Selon Sweller, un schéma est donc une structure abstraite de connaissances organisée en une suite de buts et de sous-buts qui encapsule de nombreux éléments d’informations formant ainsi un seul élément. Pour construire un tel schéma, l’apprenant doit disposer de suffisamment de ressources en mémoire de travail. Or, en situation d’apprentissage, l’apprenant doit partager ses ressources cognitives entre différentes sources de charges cognitives imposées par la tâche ou dédiées à la construction d’un schéma. La théorie de la charge cognitive décrit comment les ressources limitées de la mémoire de travail sont utilisées lorsque l’apprenant est en situation d’apprentissage. Sweller et al. (Sweller et Chandler, 1994 ; Sweller, van Merriënboer et Paas, 1998) distinguent trois sources de charges cognitives : (1) la charge cognitive extrinsèque pertinente, (2) la charge cognitive extrinsèque inutile et (3) la charge cognitive intrinsèque.
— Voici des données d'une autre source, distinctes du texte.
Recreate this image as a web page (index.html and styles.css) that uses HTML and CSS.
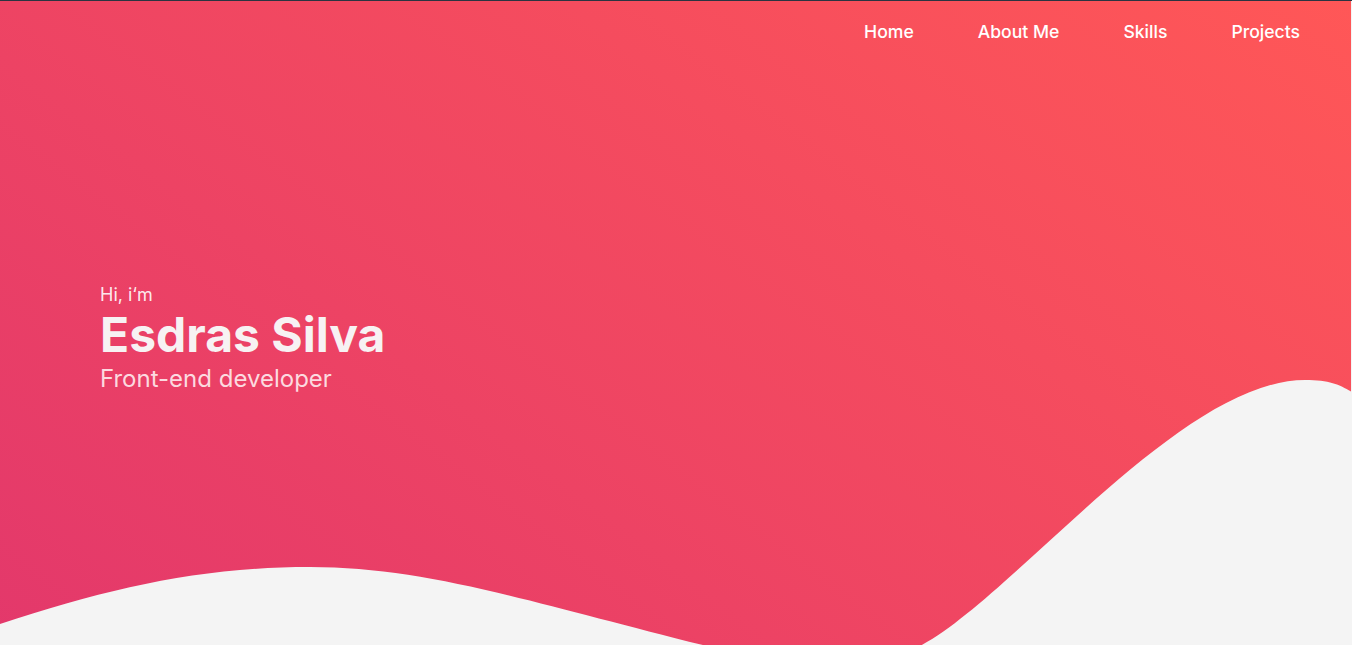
FILE: index.html
```html
<!DOCTYPE html>
<html lang="en">
<head>
<meta charset="utf-8">
<title>Esdras Silva</title>
<link rel="stylesheet" href="styles.css">
</head>
<body>
<header class="hero">
  <nav class="nav">
    <a class="nav-link" href="#home">Home</a>
    <a class="nav-link" href="#about">About Me</a>
    <a class="nav-link" href="#skills">Skills</a>
    <a class="nav-link" href="#projects">Projects</a>
  </nav>
  <div class="intro">
    <p class="greet">Hi, i‘m</p>
    <h1 class="name">Esdras Silva</h1>
    <p class="role">Front-end developer</p>
  </div>
  <svg class="waves" viewBox="0 0 1351 644" preserveAspectRatio="none" aria-hidden="true">
    <path fill="#f4f4f4" d="M0,623 C110,587 200,566 310,566 C430,566 540,604 711,646 L0,646 Z"/>
    <path fill="#f4f4f4" d="M918,646 C1010,600 1180,379 1305,379 C1330,379 1340,384 1352,391 L1352,646 Z"/>
  </svg>
</header>
</body>
</html>
```

FILE: styles.css
```css
* { box-sizing: border-box; }

html, body {
  margin: 0;
  padding: 0;
}

body {
  background: #f4f4f4;
  border-top: 1px solid #2b3441;
  font-family: Inter, "Noto Sans", "Liberation Sans", sans-serif;
  overflow: hidden;
}

.hero {
  position: relative;
  width: calc(100% - 1px);
  height: 644px;
  background: linear-gradient(37deg, #e3386b, #ff5757);
  overflow: hidden;
  display: flex;
  flex-direction: column;
}

.nav {
  display: flex;
  justify-content: flex-end;
  gap: 64px;
  padding: 20px 51px 0 0;
  position: relative;
  z-index: 1;
}

.nav-link {
  color: #ffffff;
  text-decoration: none;
  font-size: 17.6px;
  font-weight: 500;
  line-height: 21px;
}

.intro {
  margin-top: 242px;
  padding-left: 100px;
  position: relative;
  z-index: 1;
}

.greet,
.name,
.role {
  margin: 0;
  line-height: normal;
}

.greet {
  font-size: 18px;
  font-weight: 400;
  color: rgba(255, 255, 255, 0.9);
}

.name {
  font-size: 48px;
  font-weight: 700;
  color: #f7f2f3;
}

.role {
  font-size: 24px;
  font-weight: 400;
  color: rgba(255, 240, 242, 0.88);
}

.waves {
  position: absolute;
  left: 0;
  top: 0;
  width: 100%;
  height: 100%;
  display: block;
}
```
(1) Les efforts investis dans des traitements directement pertinents pour la construction de schémas sont appelés charge cognitive extrinsèque pertinente (germane cognitive load). Celle-ci correspond à la réalisation de traitements de haut niveau sur le matériel tels que l’analyse des informations importantes pour réaliser la tâche ou encore la construction de schémas. Cette forme de charge cognitive a fait l’objet de peu de travaux

(2) La charge cognitive extrinsèque inutile (extraneous cognitive load) est la charge cognitive relative à l’organisation du matériel, et aux activités réalisées par l’apprenant sur ce matériel non directement liées à la construction de schémas. Ainsi, ces ressources cognitives peuvent être utilisées pour intégrer différentes sources d’information (texte et schémas) ou encore pour effectuer des tâches parallèles (par exemple la prise de notes).
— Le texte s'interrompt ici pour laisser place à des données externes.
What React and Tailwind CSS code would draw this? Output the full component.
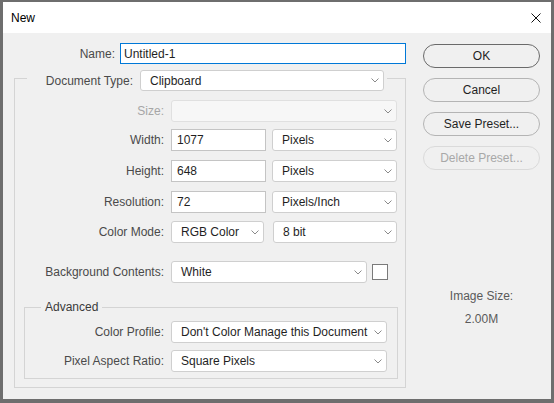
import React from "react";

function Chevron() {
  return (
    <svg width="8" height="5" viewBox="0 0 8 5" className="shrink-0">
      <polyline points="0.5,0.5 4,4 7.5,0.5" fill="none" stroke="#8a8a8a" strokeWidth="1" />
    </svg>
  );
}

function Select({ w, value, disabled, h = "h-[22px]" }) {
  return (
    <div
      className={`${w} ${h} flex items-center justify-between rounded-[3px] border pl-[9px] pr-[4px] ${
        disabled ? "border-[#e0e0e0] bg-[#f7f7f7]" : "border-[#cfcfcf] bg-white"
      }`}
    >
      <span className="whitespace-nowrap text-[#1f1f1f]">{value}</span>
      <Chevron />
    </div>
  );
}

function Input({ value }) {
  return (
    <div className="flex h-[22px] w-[95px] items-center border border-[#c4c4c4] bg-white pl-[5px] text-[#1f1f1f]">
      {value}
    </div>
  );
}

function Label({ children, w = "w-[149px]", muted }) {
  return (
    <div className={`${w} shrink-0 text-right whitespace-nowrap ${muted ? "text-[#a6a6a6]" : "text-[#4a4a4a]"}`}>
      {children}
    </div>
  );
}

function Button({ children, variant }) {
  const cls =
    variant === "default"
      ? "border-[#6a6a6a] text-[#1f1f1f]"
      : variant === "disabled"
      ? "border-[#dadada] text-[#a8a8a8]"
      : "border-[#b4b4b4] text-[#1f1f1f]";
  return (
    <div className={`flex h-[24px] w-[117px] items-center justify-center rounded-full border ${cls}`}>
      {children}
    </div>
  );
}

export default function App() {
  return (
    <div className="flex h-[403px] w-[554px] flex-col overflow-hidden border-x-[3px] border-t-[2px] border-b-[4px] border-[#6e6e6e] bg-[#f0f0f0] font-['Liberation_Sans',Arial,sans-serif] text-[12px] leading-none text-[#1f1f1f]">
      {/* Title bar */}
      <div className="flex h-[31px] shrink-0 items-center justify-between bg-white pl-[8px] pr-[10px]">
        <span className="text-black">New</span>
        <svg width="10" height="10" viewBox="0 0 10 10">
          <path d="M0.5 0.5 L9.5 9.5 M9.5 0.5 L0.5 9.5" stroke="#111" strokeWidth="1" fill="none" />
        </svg>
      </div>

      {/* Body */}
      <div className="flex flex-1">
        {/* Left column */}
        <div className="w-[403px] shrink-0 pl-[11px]">
          {/* Name row */}
          <div className="mt-[10px] flex h-[21px] items-center gap-[5px]">
            <Label w="w-[101px]">Name:</Label>
            <div className="flex h-[21px] w-[286px] items-center border border-[#0078d7] bg-white pl-[3px] text-[#1f1f1f]">
              Untitled-1
            </div>
          </div>

          {/* Document Type group */}
          <fieldset className="mt-[2px] w-[392px] border border-[#d4d4d4]">
            <legend className="ml-[12px] px-[3px] pt-[4px]">
              <div className="flex items-center gap-[7px]">
                <Label w="w-[103px]">Document Type:</Label>
                <Select w="w-[244px]" h="h-[21px]" value="Clipboard" />
              </div>
            </legend>

            <div className="mt-[9px] flex items-center gap-[7px]">
              <Label muted>Size:</Label>
              <Select w="w-[226px]" value="" disabled />
            </div>

            <div className="mt-[7px] flex items-center gap-[7px]">
              <Label>Width:</Label>
              <Input value="1077" />
              <div className="ml-[-1px]">
                <Select w="w-[125px]" value="Pixels" />
              </div>
            </div>

            <div className="mt-[9px] flex items-center gap-[7px]">
              <Label>Height:</Label>
              <Input value="648" />
              <div className="ml-[-1px]">
                <Select w="w-[125px]" value="Pixels" />
              </div>
            </div>

            <div className="mt-[9px] flex items-center gap-[7px]">
              <Label>Resolution:</Label>
              <Input value="72" />
              <div className="ml-[-1px]">
                <Select w="w-[125px]" value="Pixels/Inch" />
              </div>
            </div>

            <div className="mt-[8px] flex items-center gap-[7px]">
              <Label>Color Mode:</Label>
              <Select w="w-[93px]" value="RGB Color" />
              <div className="ml-[2px]">
                <Select w="w-[124px]" value="8 bit" />
              </div>
            </div>

            <div className="mt-[18px] flex items-center gap-[7px]">
              <Label>Background Contents:</Label>
              <Select w="w-[196px]" value="White" />
              <div className="ml-[-2px] h-[16px] w-[16px] border-[1.5px] border-[#7a7a7a] bg-white" />
            </div>

            {/* Advanced group */}
            <fieldset className="mb-[8px] ml-[9px] mt-[16px] w-[374px] border border-[#d4d4d4] pb-[6px]">
              <legend className="ml-[16px] px-[4px] text-[#3a3a3a]">
                <div className="flex h-[16px] items-center">Advanced</div>
              </legend>

              <div className="mt-[6px] flex items-center gap-[7px]">
                <Label w="w-[139px]">Color Profile:</Label>
                <Select w="w-[216px]" value="Don't Color Manage this Document" />
              </div>

              <div className="mt-[7px] flex items-center gap-[7px]">
                <Label w="w-[139px]">Pixel Aspect Ratio:</Label>
                <Select w="w-[216px]" value="Square Pixels" />
              </div>
            </fieldset>
          </fieldset>
        </div>

        {/* Right column */}
        <div className="ml-[17px] flex w-[117px] flex-col pt-[11px]">
          <div className="flex flex-col gap-[10px]">
            <Button variant="default">OK</Button>
            <Button>Cancel</Button>
            <Button>Save Preset...</Button>
            <Button variant="disabled">Delete Preset...</Button>
          </div>
          <div className="mt-[118px] flex flex-col items-center gap-[7px] text-[#5a5a5a]">
            <div className="flex h-[16px] items-center">Image Size:</div>
            <div className="flex h-[16px] items-center">2.00M</div>
          </div>
        </div>
      </div>
    </div>
  );
}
(3) La charge cognitive intrinsèque (intrinsic cognitive load) est la charge cognitive imposée par les caractéristiques de la tâche ou du matériel. Elle est déterminée par le nombre d’éléments en interaction qui doivent être traités simultanément. Selon la théorie de la charge cognitive, un élément correspond à ce qui est manipulé en mémoire de travail sous la forme d’une seule unité de traitement. Si le sujet dispose de connaissances préalables et de schémas appropriés, il lui est possible de regrouper plusieurs stimuli et de les traiter comme une seule unité (un chunk, Miller, 1956). Le nombre d’éléments qui doivent être traités simultanément dépend donc du niveau d’expertise des sujets, mais aussi de l’interaction entre ces éléments. Pour illustrer cette notion d’interaction entre éléments Sweller (1999, p. 3) présente l’exemple suivant : « Suppose five days after the day before yesterday is Friday. What day of the week is tomorow ? ». Trouver la réponse, « Wednesday », peut demander un peu de temps. En effet, dans cette phase les différents éléments interagissent et doivent être traités simultanément, ce qui impose une charge cognitive intrinsèque importante.
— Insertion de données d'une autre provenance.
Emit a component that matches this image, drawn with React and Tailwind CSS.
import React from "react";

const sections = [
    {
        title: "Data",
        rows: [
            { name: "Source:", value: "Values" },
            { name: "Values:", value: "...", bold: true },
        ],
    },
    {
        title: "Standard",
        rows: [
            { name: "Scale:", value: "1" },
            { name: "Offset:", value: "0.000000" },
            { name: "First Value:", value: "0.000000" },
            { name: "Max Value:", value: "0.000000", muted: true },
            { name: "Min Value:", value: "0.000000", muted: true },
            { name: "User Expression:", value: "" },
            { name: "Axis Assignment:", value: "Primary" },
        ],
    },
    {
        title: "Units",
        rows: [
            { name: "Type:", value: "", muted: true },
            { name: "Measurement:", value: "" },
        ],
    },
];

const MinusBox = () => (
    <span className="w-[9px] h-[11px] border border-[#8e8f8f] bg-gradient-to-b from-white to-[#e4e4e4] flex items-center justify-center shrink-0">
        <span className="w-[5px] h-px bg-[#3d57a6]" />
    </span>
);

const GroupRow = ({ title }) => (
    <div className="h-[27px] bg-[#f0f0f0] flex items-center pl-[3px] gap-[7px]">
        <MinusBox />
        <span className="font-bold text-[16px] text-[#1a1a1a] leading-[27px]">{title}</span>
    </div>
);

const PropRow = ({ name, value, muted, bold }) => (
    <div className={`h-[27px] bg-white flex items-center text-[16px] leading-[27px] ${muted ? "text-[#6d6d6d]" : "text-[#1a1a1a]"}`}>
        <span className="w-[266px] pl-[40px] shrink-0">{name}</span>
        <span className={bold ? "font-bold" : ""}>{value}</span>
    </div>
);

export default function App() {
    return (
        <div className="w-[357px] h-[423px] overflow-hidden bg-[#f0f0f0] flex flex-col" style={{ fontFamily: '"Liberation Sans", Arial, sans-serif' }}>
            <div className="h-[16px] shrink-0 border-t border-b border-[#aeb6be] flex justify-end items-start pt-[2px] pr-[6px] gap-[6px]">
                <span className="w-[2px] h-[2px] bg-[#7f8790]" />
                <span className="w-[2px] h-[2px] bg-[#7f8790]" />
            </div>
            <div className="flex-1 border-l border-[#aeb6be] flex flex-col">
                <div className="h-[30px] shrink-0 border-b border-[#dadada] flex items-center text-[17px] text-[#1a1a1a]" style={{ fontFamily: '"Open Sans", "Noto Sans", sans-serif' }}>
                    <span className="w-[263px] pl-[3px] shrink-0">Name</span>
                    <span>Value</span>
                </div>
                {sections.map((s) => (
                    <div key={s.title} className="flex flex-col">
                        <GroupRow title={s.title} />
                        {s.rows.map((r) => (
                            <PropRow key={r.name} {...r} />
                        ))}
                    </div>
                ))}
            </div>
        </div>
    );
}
Il est à noter que la distinction entre la charge cognitive extrinsèque inutile et la charge cognitive intrinsèque soit plutôt de nature théorique. Néanmoins celle-ci facilite la compréhension de l’allocation des ressources en situation d’apprentissage.

Un apprentissage n’est effectif que si l’apprenant a suffisamment de ressources pour construire un schéma. Or, si la tâche devient particulièrement « coûteuse » pour la mémoire de travail en raison d’une charge cognitive intrinsèque ou d’une charge cognitive extrinsèque inutile trop importante, l’apprenant peut manquer des ressources cognitives nécessaires pour la construction d’un schéma. La réalisation de l’activité peut alors nuire à l’apprentissage.

Dans le cadre de cette théorie, de nombreux effets ont été mis en évidence et différentes propositions ont été faites pour faciliter l’acquisition de schémas.